» **SET EXERCISE**
Copy all the data exactly, except the pictures.

» **SUPPLIED INFORMATION**
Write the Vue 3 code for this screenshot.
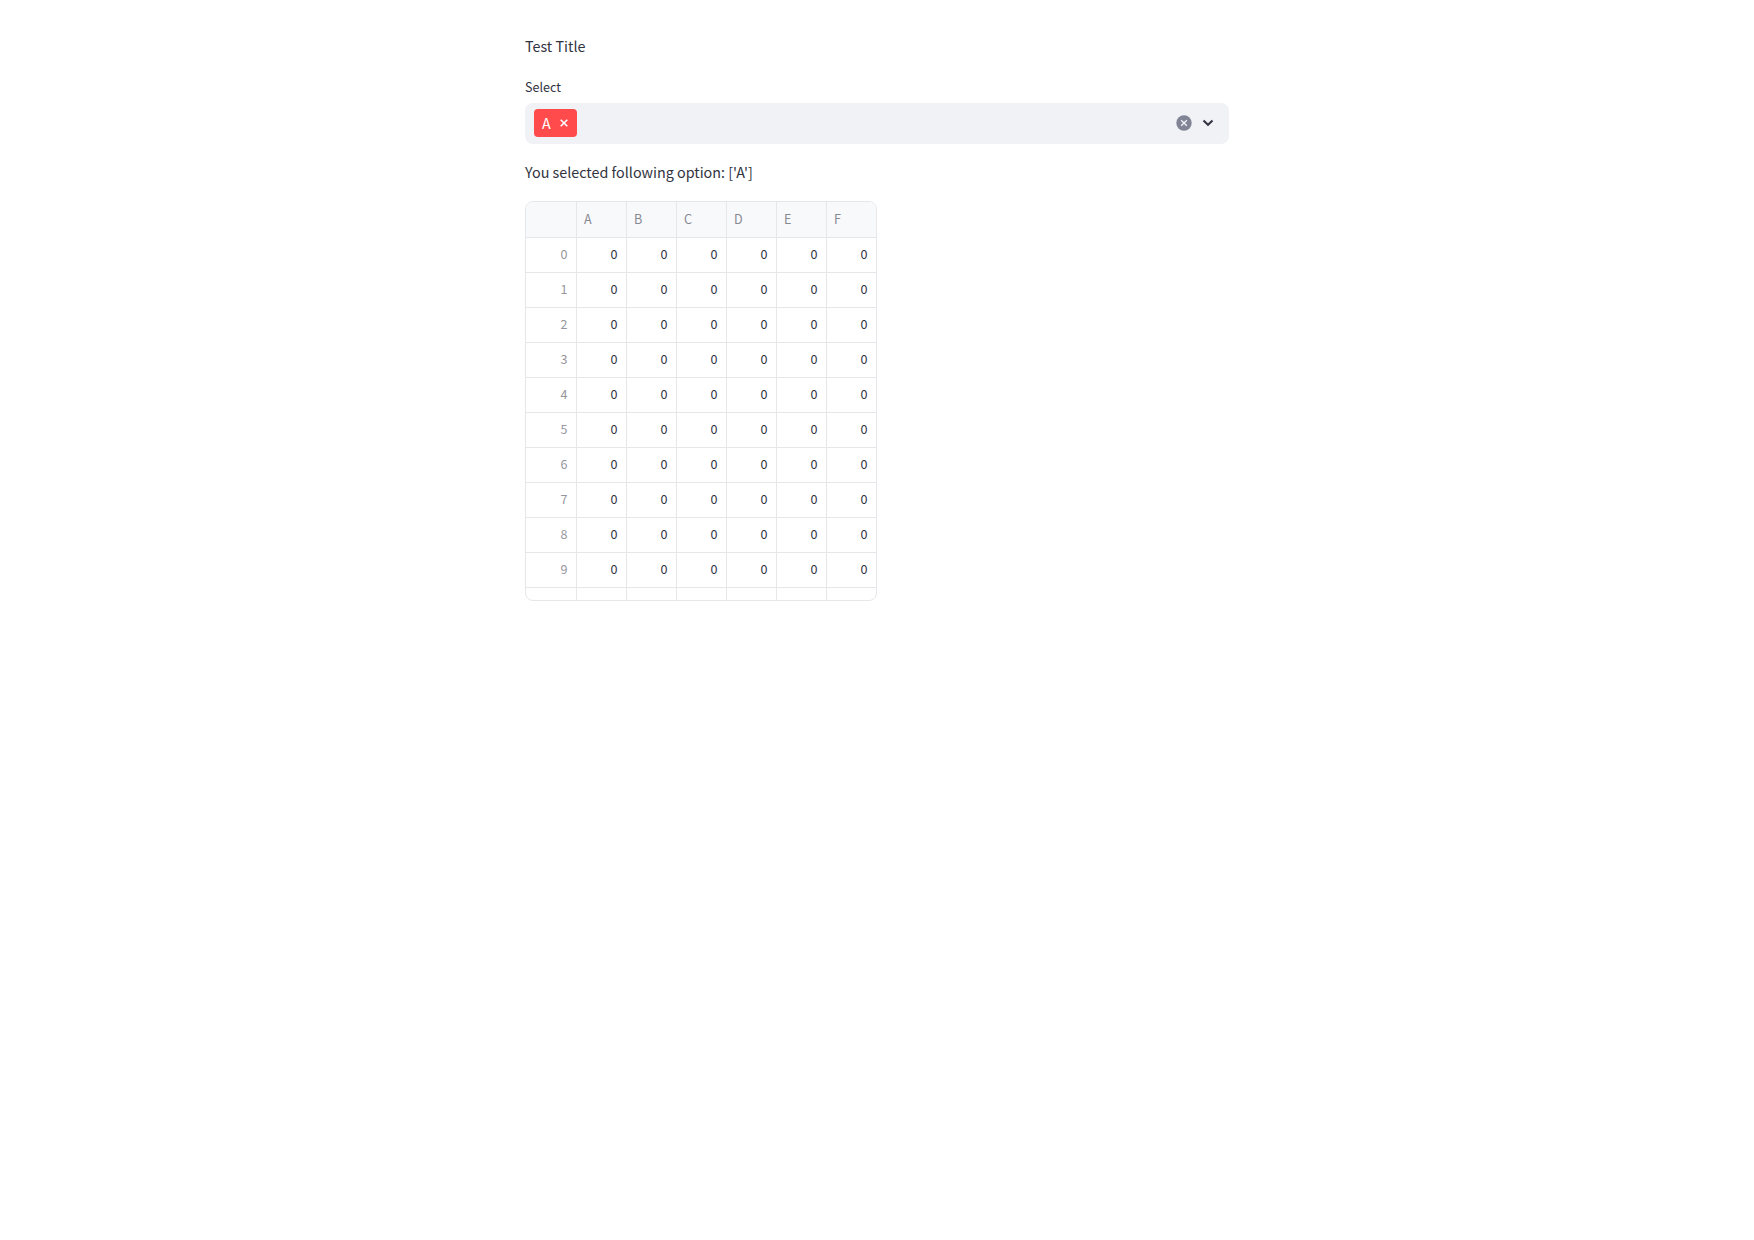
<script setup>
const columns = ['A', 'B', 'C', 'D', 'E', 'F']
const rows = Array.from({ length: 10 }, (_, index) => ({
  index,
  values: columns.map(() => 0),
}))
</script>

<template>
  <main class="page">
    <p class="text title">Test Title</p>
    <label class="label">Select</label>
    <div class="select">
      <span class="tag">
        <span class="tag-text">A</span>
        <svg class="tag-x" width="8" height="8" viewBox="0 0 8 8"><path d="M0.7 0.7 7.3 7.3M7.3 0.7 0.7 7.3" /></svg>
      </span>
      <span class="actions">
        <svg width="16" height="16" viewBox="0 0 16 16">
          <circle cx="8" cy="8" r="7.7" fill="#808495" />
          <path d="M5.2 5.2 10.8 10.8M10.8 5.2 5.2 10.8" stroke="#f0f2f6" stroke-width="1.4" />
        </svg>
        <svg class="chevron" width="12" height="8" viewBox="0 0 12 8"><path d="M1.5 1.5 6 5.8 10.5 1.5" /></svg>
      </span>
    </div>
    <p class="text result">You selected following option: ['A']</p>
    <div class="grid">
      <div class="row head">
        <div class="cell index"></div>
        <div v-for="c in columns" :key="c" class="cell">{{ c }}</div>
      </div>
      <div v-for="r in rows" :key="r.index" class="row">
        <div class="cell index">{{ r.index }}</div>
        <div v-for="(v, i) in r.values" :key="i" class="cell">{{ v }}</div>
      </div>
      <div class="row last">
        <div class="cell index"></div>
        <div v-for="c in columns" :key="c" class="cell"></div>
      </div>
    </div>
  </main>
</template>

<style>
body {
  background: #fff;
}
</style>

<style scoped>
.page {
  box-sizing: border-box;
  width: 704px;
  margin: 0 auto;
  padding-top: 33px;
  color: #31333f;
  font-family: "Source Sans Pro", "Noto Sans CJK SC", sans-serif;
}
.text {
  margin: 0;
  height: 26px;
  font-size: 14.33px;
  line-height: 26px;
}
.label {
  display: block;
  height: 20px;
  margin: 18px 0 6px;
  font-size: 12.55px;
  line-height: 20px;
}
.select {
  display: flex;
  align-items: center;
  justify-content: space-between;
  box-sizing: border-box;
  height: 41px;
  padding: 0 15px 0 9px;
  border-radius: 8px;
  background: #f0f2f6;
}
.tag {
  display: flex;
  align-items: center;
  box-sizing: border-box;
  width: 43px;
  height: 28px;
  margin-bottom: 1px;
  padding: 0 9px 0 8px;
  justify-content: space-between;
  border-radius: 4px;
  background: #ff4b4b;
  color: #fff;
  font-size: 14.33px;
  line-height: 28px;
}
.tag-x {
  fill: none;
  stroke: #fff;
  stroke-width: 1.6;
}
.actions {
  display: flex;
  align-items: center;
  gap: 10px;
  margin-bottom: 1px;
}
.chevron {
  fill: none;
  stroke: #31333f;
  stroke-width: 2;
}
.result {
  margin: 15px 0 16px;
}
.grid {
  box-sizing: border-box;
  width: 352px;
  height: 400px;
  overflow: hidden;
  border: 1px solid #e6e7ea;
  border-radius: 8px;
  font-size: 12.55px;
}
.row {
  display: flex;
  height: 35px;
  line-height: 32px;
}
.cell {
  box-sizing: border-box;
  width: 50px;
  flex: none;
  padding: 0 8.5px;
  border-right: 1px solid #e6e7e9;
  border-bottom: 1px solid #e6e7e9;
  text-align: right;
}
.cell:last-child {
  width: 49px;
  border-right: 0;
}
.index {
  width: 51px;
  color: #95969e;
}
.head {
  height: 36px;
  line-height: 34px;
}
.head .cell {
  padding: 0 7px;
  background: #f8f9fb;
  color: #878992;
  text-align: left;
}
.last {
  height: 13px;
}
.last .cell {
  border-bottom: 0;
}
</style>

» **EXERCISE OUTPUT**
Write the Vue 3 code for this screenshot.
<script setup>
const columns = ['A', 'B', 'C', 'D', 'E', 'F']
const rows = Array.from({ length: 10 }, (_, index) => ({
  index,
  values: columns.map(() => 0),
}))
</script>

<template>
  <main class="page">
    <p class="text title">Test Title</p>
    <label class="label">Select</label>
    <div class="select">
      <span class="tag">
        <span class="tag-text">A</span>
        <svg class="tag-x" width="8" height="8" viewBox="0 0 8 8"><path d="M0.7 0.7 7.3 7.3M7.3 0.7 0.7 7.3" /></svg>
      </span>
      <span class="actions">
        <svg width="16" height="16" viewBox="0 0 16 16">
          <circle cx="8" cy="8" r="7.7" fill="#808495" />
          <path d="M5.2 5.2 10.8 10.8M10.8 5.2 5.2 10.8" stroke="#f0f2f6" stroke-width="1.4" />
        </svg>
        <svg class="chevron" width="12" height="8" viewBox="0 0 12 8"><path d="M1.5 1.5 6 5.8 10.5 1.5" /></svg>
      </span>
    </div>
    <p class="text result">You selected following option: ['A']</p>
    <div class="grid">
      <div class="row head">
        <div class="cell index"></div>
        <div v-for="c in columns" :key="c" class="cell">{{ c }}</div>
      </div>
      <div v-for="r in rows" :key="r.index" class="row">
        <div class="cell index">{{ r.index }}</div>
        <div v-for="(v, i) in r.values" :key="i" class="cell">{{ v }}</div>
      </div>
      <div class="row last">
        <div class="cell index"></div>
        <div v-for="c in columns" :key="c" class="cell"></div>
      </div>
    </div>
  </main>
</template>

<style>
body {
  background: #fff;
}
</style>

<style scoped>
.page {
  box-sizing: border-box;
  width: 704px;
  margin: 0 auto;
  padding-top: 33px;
  color: #31333f;
  font-family: "Source Sans Pro", "Noto Sans CJK SC", sans-serif;
}
.text {
  margin: 0;
  height: 26px;
  font-size: 14.33px;
  line-height: 26px;
}
.label {
  display: block;
  height: 20px;
  margin: 18px 0 6px;
  font-size: 12.55px;
  line-height: 20px;
}
.select {
  display: flex;
  align-items: center;
  justify-content: space-between;
  box-sizing: border-box;
  height: 41px;
  padding: 0 15px 0 9px;
  border-radius: 8px;
  background: #f0f2f6;
}
.tag {
  display: flex;
  align-items: center;
  box-sizing: border-box;
  width: 43px;
  height: 28px;
  margin-bottom: 1px;
  padding: 0 9px 0 8px;
  justify-content: space-between;
  border-radius: 4px;
  background: #ff4b4b;
  color: #fff;
  font-size: 14.33px;
  line-height: 28px;
}
.tag-x {
  fill: none;
  stroke: #fff;
  stroke-width: 1.6;
}
.actions {
  display: flex;
  align-items: center;
  gap: 10px;
  margin-bottom: 1px;
}
.chevron {
  fill: none;
  stroke: #31333f;
  stroke-width: 2;
}
.result {
  margin: 15px 0 16px;
}
.grid {
  box-sizing: border-box;
  width: 352px;
  height: 400px;
  overflow: hidden;
  border: 1px solid #e6e7ea;
  border-radius: 8px;
  font-size: 12.55px;
}
.row {
  display: flex;
  height: 35px;
  line-height: 32px;
}
.cell {
  box-sizing: border-box;
  width: 50px;
  flex: none;
  padding: 0 8.5px;
  border-right: 1px solid #e6e7e9;
  border-bottom: 1px solid #e6e7e9;
  text-align: right;
}
.cell:last-child {
  width: 49px;
  border-right: 0;
}
.index {
  width: 51px;
  color: #95969e;
}
.head {
  height: 36px;
  line-height: 34px;
}
.head .cell {
  padding: 0 7px;
  background: #f8f9fb;
  color: #878992;
  text-align: left;
}
.last {
  height: 13px;
}
.last .cell {
  border-bottom: 0;
}
</style>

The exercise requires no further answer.